- EXERCISE INPUT -
--
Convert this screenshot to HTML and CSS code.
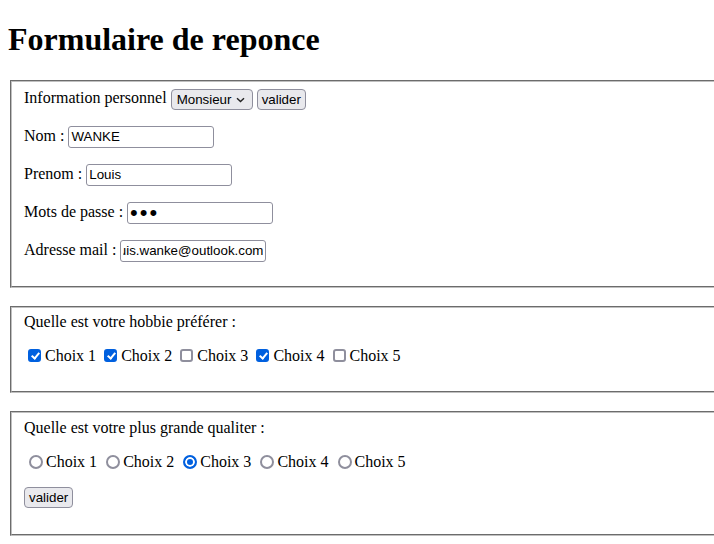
FILE: index.html
```html
<!DOCTYPE html>
<html lang="fr">
<head>
<meta charset="utf-8">
<title>Formulaire de reponce</title>
<link rel="stylesheet" href="styles.css">
</head>
<body class="page">
<h1 class="title">Formulaire de reponce</h1>
<form class="form">
  <fieldset class="box box-first">
    Information personnel
    <span class="select-wrap"><select class="control select">
      <option>Monsieur</option>
      <option>Madame</option>
    </select><svg class="chev" width="9" height="6" viewBox="0 0 9 6"><path d="M1 1.2 L4.5 4.6 L8 1.2" fill="none" stroke="#222" stroke-width="1.4"/></svg></span>
    <button type="button" class="control btn">valider</button>
    <p class="row">Nom : <input class="control field" type="text" value="WANKE"></p>
    <p class="row">Prenom : <input class="control field" type="text" value="Louis"></p>
    <p class="row">Mots de passe : <input class="control field field-pass" type="password" value="abc"></p>
    <p class="row">Adresse mail : <input class="control field field-end" type="email" value="louis.wanke@outlook.com"></p>
  </fieldset>
  <br>
  <fieldset class="box">
    Quelle est votre hobbie préférer :
    <p class="row">
      <label class="choice"><input type="checkbox" class="check" checked>Choix 1</label>
      <label class="choice"><input type="checkbox" class="check" checked>Choix 2</label>
      <label class="choice"><input type="checkbox" class="check">Choix 3</label>
      <label class="choice"><input type="checkbox" class="check" checked>Choix 4</label>
      <label class="choice"><input type="checkbox" class="check">Choix 5</label>
    </p>
  </fieldset>
  <br>
  <fieldset class="box">
    Quelle est votre plus grande qualiter :
    <p class="row">
      <label class="choice"><input type="radio" name="q" class="radio">Choix 1</label>
      <label class="choice"><input type="radio" name="q" class="radio">Choix 2</label>
      <label class="choice"><input type="radio" name="q" class="radio" checked>Choix 3</label>
      <label class="choice"><input type="radio" name="q" class="radio">Choix 4</label>
      <label class="choice"><input type="radio" name="q" class="radio">Choix 5</label>
    </p>
    <p class="row"><button type="button" class="control btn">valider</button></p>
  </fieldset>
</form>
</body>
</html>
```
FILE: styles.css
```css
html {
  background: #fff;
}
.page {
  margin: 0;
  padding: 8px;
  font-family: "Liberation Serif", "Times New Roman", serif;
  font-size: 16px;
  color: #000;
  background: #fff;
}
.title {
  font-size: 32px;
  font-weight: bold;
  margin: 13.44px 0 21.44px;
}
.form {
  margin: 0 -10px 0 0;
}
.box {
  margin: 0 2px;
  border: 2px groove #c0c0c0;
  border-right: none;
  padding: 5.6px 12px 10px;
  min-width: 0;
}
.box-first {
  padding-top: 7px;
  padding-bottom: 8px;
}
.row {
  margin: 16px 0;
}
.control {
  font-family: "Liberation Sans", Arial, sans-serif;
  font-size: 13.333px;
  color: #000;
  box-sizing: border-box;
  vertical-align: middle;
}
.field {
  width: 146px;
  height: 22px;
  padding: 1px 2px;
  border: 1px solid #8f8f9d;
  border-radius: 3px;
  background: #fff;
}
.field-pass {
  font-size: 22px;
  letter-spacing: 2px;
  padding: 0 2px;
}
.field-end {
  direction: rtl;
}
.btn {
  height: 21px;
  padding: 0 4px;
  border: 1px solid #8f8f9d;
  border-radius: 4px;
  background: #e9e9ed;
}
.select-wrap {
  position: relative;
  display: inline-block;
  vertical-align: middle;
}
.select {
  -webkit-appearance: none;
  appearance: none;
  display: block;
  width: 82px;
  height: 21px;
  padding: 0 18px 0 5px;
  border: 1px solid #8f8f9d;
  border-radius: 4px;
  background: #e9e9ed;
}
.chev {
  position: absolute;
  right: 8px;
  top: 8px;
  pointer-events: none;
}
.choice {
  margin: 0;
}
.check,
.radio {
  -webkit-appearance: none;
  appearance: none;
  position: relative;
  box-sizing: border-box;
  width: 13px;
  height: 13px;
  margin: 0 4px 0 4px;
  border: 2px solid #8f8f9d;
  background: #fff;
  vertical-align: -1px;
}
.check {
  border-radius: 3px;
}
.check:checked {
  background: #0060df;
  border-color: #0060df;
}
.check:checked::after {
  content: "";
  position: absolute;
  left: 2.5px;
  top: 0px;
  width: 3px;
  height: 6px;
  border: solid #fff;
  border-width: 0 2px 2px 0;
  transform: rotate(40deg);
}
.radio {
  border-radius: 50%;
  width: 14px;
  height: 14px;
  margin: 0 3px 0 5px;
  vertical-align: -2px;
}
.radio:checked {
  border-color: #0060df;
  background: #0060df;
  box-shadow: inset 0 0 0 2px #fff;
}
```
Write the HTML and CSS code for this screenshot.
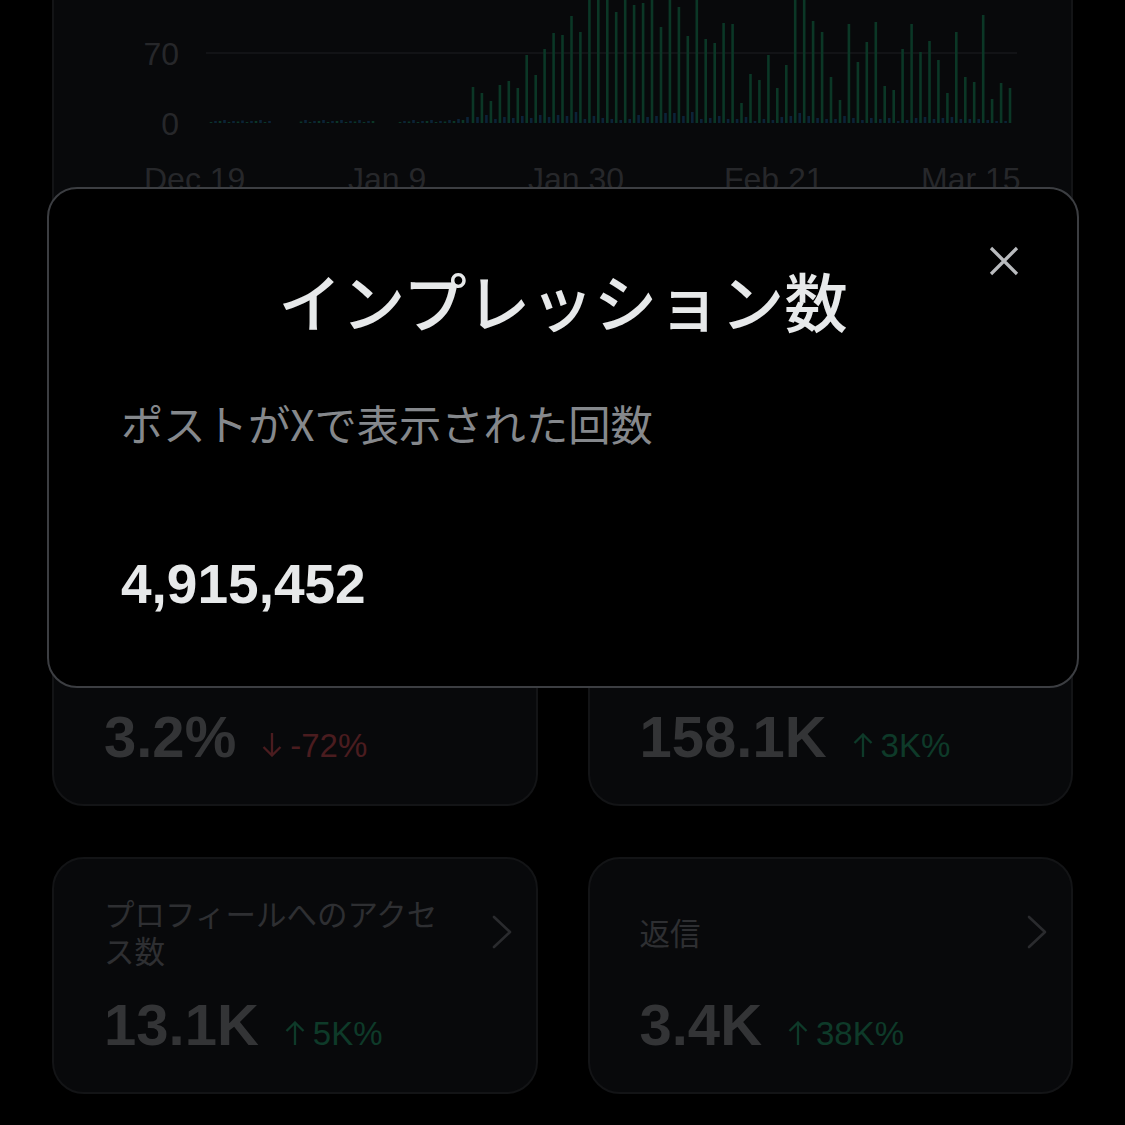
FILE: index.html
```html
<!DOCTYPE html>
<html lang="ja">
<head>
<meta charset="utf-8">
<title>インプレッション数</title>
<link rel="stylesheet" href="styles.css">
</head>
<body>
<div class="page">
  <section class="card chart-card">
    <svg class="chart" width="1018" height="240" viewBox="53 0 1018 240" xmlns="http://www.w3.org/2000/svg">
      <line class="grid-line" x1="205" y1="53" x2="1016" y2="53"/>
      <text class="axis-label" x="178" y="65" text-anchor="end">70</text>
      <text class="axis-label" x="178" y="135" text-anchor="end">0</text>
      <path class="bars-small-g" d="M210 123V122M219 123V121M228 123V122M237 123V121.5M246 123V122M255 123V121M264 123V122M300 123V121.5M309 123V122M318 123V121M327 123V122M336 123V121M345 123V122M354 123V121.5M363 123V122M372 123V121M399 123V122M408 123V121.5M417 123V122M426 123V121M435 123V122M444 123V121.5M453 123V121M462 123V120"/>
      <path class="bars-small-b" d="M214.5 123V121M223.5 123V120M232.5 123V121M241.5 123V120.5M250.5 123V121M259.5 123V120M268.5 123V121M304.5 123V120M313.5 123V121M322.5 123V120M331.5 123V121M340.5 123V120M349.5 123V121M358.5 123V120M367.5 123V121M403.5 123V121M412.5 123V120M421.5 123V121M430.5 123V120M439.5 123V121M448.5 123V120M457.5 123V119M466.5 123V117"/>
      <path class="bars-g" d="M472 123V87M480.9 123V93M489.9 123V101M498.9 123V85M507.8 123V81M516.8 123V88M525.7 123V55M534.7 123V75M543.6 123V49M552.6 123V33M561.5 123V35M570.5 123V16M579.4 123V32M588.4 123V-5M597.3 123V-5M606.3 123V-5M615.2 123V12M624.2 123V-5M633.1 123V5M642.1 123V3M651 123V-5M660 123V27M668.9 123V-5M677.9 123V7M686.8 123V36M695.8 123V-5M704.7 123V39M713.7 123V43M722.6 123V23M731.6 123V24M740.5 123V103M749.5 123V74M758.4 123V80M767.4 123V55M776.3 123V88M785.3 123V65M794.2 123V-5M803.2 123V-5M812.1 123V21M821.1 123V32M830 123V77M839 123V100M847.9 123V24M856.9 123V62M865.8 123V42M874.8 123V22M883.7 123V86M892.7 123V90M901.6 123V49M910.6 123V24M919.5 123V52M928.5 123V41M937.4 123V60M946.4 123V93M955.3 123V32M964.3 123V77M973.2 123V82M982.2 123V15M991.1 123V99M1000.1 123V83M1009 123V88"/>
      <path class="bars-b" d="M476.5 123V117M485.4 123V115M494.4 123V119M503.4 123V117M512.3 123V118M521.3 123V116M530.2 123V118M539.2 123V115M548.1 123V117M557.1 123V115M566 123V116M575 123V112M583.9 123V119M592.9 123V116M601.8 123V118M610.8 123V119M619.7 123V120M628.7 123V119M637.6 123V115M646.6 123V117M655.5 123V116M664.5 123V113M673.4 123V113M682.4 123V116M691.3 123V112M700.3 123V119M709.2 123V118M718.2 123V116M727.1 123V119M736.1 123V119M745 123V117M754 123V121M762.9 123V119M771.9 123V120M780.8 123V117M789.8 123V116M798.7 123V113M807.7 123V116M816.6 123V118M825.6 123V119M834.5 123V119M843.5 123V116M852.4 123V118M861.4 123V120M870.3 123V118M879.3 123V119M888.2 123V118M897.2 123V121M906.1 123V120M915.1 123V118M924 123V117M933 123V119M941.9 123V118M950.9 123V117M959.8 123V119M968.8 123V119M977.7 123V119M986.7 123V120M995.6 123V121M1004.6 123V121"/>
      <text class="axis-label" x="143" y="190">Dec 19</text>
      <text class="axis-label" x="347" y="190">Jan 9</text>
      <text class="axis-label" x="527" y="190">Jan 30</text>
      <text class="axis-label" x="723" y="190">Feb 21</text>
      <text class="axis-label" x="920" y="190">Mar 15</text>
    </svg>
  </section>

  <div class="stats">
    <div class="card stat">
      <div class="stat-head">
        <span class="stat-label">エンゲージメント率</span>
        <svg class="chev" width="20" height="34" viewBox="0 0 20 34"><polyline points="2,2 18,17 2,32"/></svg>
      </div>
      <div class="stat-row">
        <span class="stat-value">3.2%</span>
        <span class="stat-change down"><svg class="arrow" width="20" height="24" viewBox="0 0 20 24"><path d="M10 0V22.5M1.5 14L10 22.5L18.5 14"/></svg>-72%</span>
      </div>
    </div>
    <div class="card stat">
      <div class="stat-head">
        <span class="stat-label">エンゲージメント</span>
        <svg class="chev" width="20" height="34" viewBox="0 0 20 34"><polyline points="2,2 18,17 2,32"/></svg>
      </div>
      <div class="stat-row">
        <span class="stat-value">158.1K</span>
        <span class="stat-change up"><svg class="arrow" width="20" height="24" viewBox="0 0 20 24"><path d="M10 24V1.5M1.5 10L10 1.5L18.5 10"/></svg>3K%</span>
      </div>
    </div>
    <div class="card stat">
      <div class="stat-head">
        <span class="stat-label">プロフィールへのアクセス数</span>
        <svg class="chev" width="20" height="34" viewBox="0 0 20 34"><polyline points="2,2 18,17 2,32"/></svg>
      </div>
      <div class="stat-row">
        <span class="stat-value">13.1K</span>
        <span class="stat-change up"><svg class="arrow" width="20" height="24" viewBox="0 0 20 24"><path d="M10 24V1.5M1.5 10L10 1.5L18.5 10"/></svg>5K%</span>
      </div>
    </div>
    <div class="card stat">
      <div class="stat-head">
        <span class="stat-label">返信</span>
        <svg class="chev" width="20" height="34" viewBox="0 0 20 34"><polyline points="2,2 18,17 2,32"/></svg>
      </div>
      <div class="stat-row">
        <span class="stat-value">3.4K</span>
        <span class="stat-change up"><svg class="arrow" width="20" height="24" viewBox="0 0 20 24"><path d="M10 24V1.5M1.5 10L10 1.5L18.5 10"/></svg>38K%</span>
      </div>
    </div>
  </div>
</div>

<div class="modal" role="dialog">
  <button class="modal-close" aria-label="閉じる">
    <svg width="30" height="30" viewBox="0 0 30 30"><path d="M2 2L28 28M28 2L2 28"/></svg>
  </button>
  <h2 class="modal-title">インプレッション数</h2>
  <p class="modal-desc">ポストがXで表示された回数</p>
  <p class="modal-number">4,915,452</p>
</div>
</body>
</html>
```

FILE: styles.css
```css
* { box-sizing: border-box; }

html, body {
  margin: 0;
  padding: 0;
  background: #000;
  overflow: hidden;
  height: 1125px;
}

body {
  font-family: "Liberation Sans", "Noto Sans CJK JP", sans-serif;
  color: #e7e9ea;
}

.page {
  padding: 0 52px;
  margin-top: -40px;
}

.card {
  background: #08090b;
  border: 2px solid #131416;
  border-radius: 32px;
}

.chart-card {
  height: 559px;
  padding-top: 38px;
}

.chart {
  display: block;
}

.grid-line {
  stroke: #121316;
  stroke-width: 2;
}

.axis-label {
  font-family: "Liberation Sans", sans-serif;
  font-size: 32px;
  fill: #26272a;
}

.bars-g, .bars-small-g {
  stroke: #0b3726;
  stroke-width: 2.6;
  fill: none;
}

.bars-b, .bars-small-b {
  stroke: #0c2338;
  stroke-width: 2.6;
  fill: none;
}

.stats {
  margin-top: 50px;
  display: grid;
  grid-template-columns: 1fr 1fr;
  column-gap: 50px;
  row-gap: 51px;
}

.stat {
  height: 237px;
  padding: 36px 24px 38px 50px;
}

.stat-head {
  display: flex;
  align-items: center;
  gap: 40px;
  min-height: 74px;
}

.stat-label {
  flex: 1;
  font-family: "Noto Sans CJK JP", sans-serif;
  font-size: 30.5px;
  line-height: 37px;
  color: #2e2f32;
}

.chev {
  flex: none;
  display: block;
}

.chev polyline {
  fill: none;
  stroke: #2a2b2e;
  stroke-width: 2.6;
  stroke-linecap: round;
  stroke-linejoin: round;
}

.stat-row {
  margin-top: 27px;
  display: flex;
  align-items: baseline;
  gap: 26px;
}

.stat-value {
  font-family: "Liberation Sans", sans-serif;
  font-weight: 700;
  font-size: 58px;
  line-height: 58px;
  color: #333436;
}

.stat-change {
  font-family: "Liberation Sans", sans-serif;
  font-size: 33px;
}

.stat-change .arrow {
  display: inline-block;
  margin-right: 8px;
  fill: none;
  stroke: currentColor;
  stroke-width: 2.3;
}

.stat-change.up { color: #0e3a29; }
.stat-change.down { color: #4a1c1f; }

.modal {
  position: fixed;
  left: 47px;
  top: 187px;
  width: 1032px;
  height: 501px;
  background: #000;
  border: 2px solid #3c3e42;
  border-radius: 30px;
  padding: 79px 72px 0 72px;
}

.modal-close {
  position: absolute;
  top: 57px;
  right: 58px;
  width: 30px;
  height: 30px;
  padding: 0;
  border: none;
  background: none;
}

.modal-close svg {
  display: block;
}

.modal-close path {
  stroke: #b9bbbe;
  stroke-width: 3.2;
  fill: none;
}

.modal-title {
  margin: 0;
  text-align: center;
  font-family: "Noto Sans CJK JP", sans-serif;
  font-weight: 500;
  font-size: 63.5px;
  line-height: 62px;
  color: #e7e9ea;
}

.modal-desc {
  margin: 72px 0 0 0;
  font-family: "Noto Sans CJK JP", sans-serif;
  font-size: 42.3px;
  line-height: 42px;
  color: #85888c;
}

.modal-number {
  margin: 113px 0 0 0;
  font-family: "Liberation Sans", sans-serif;
  font-weight: 700;
  font-size: 55px;
  line-height: 55px;
  color: #e7e9ea;
}
```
--
- WHAT YOU WILL DO -
Gather each line in the entries above where the string "code" is found.

- RESULT BELOW -
Convert this screenshot to HTML and CSS code.
Write the HTML and CSS code for this screenshot.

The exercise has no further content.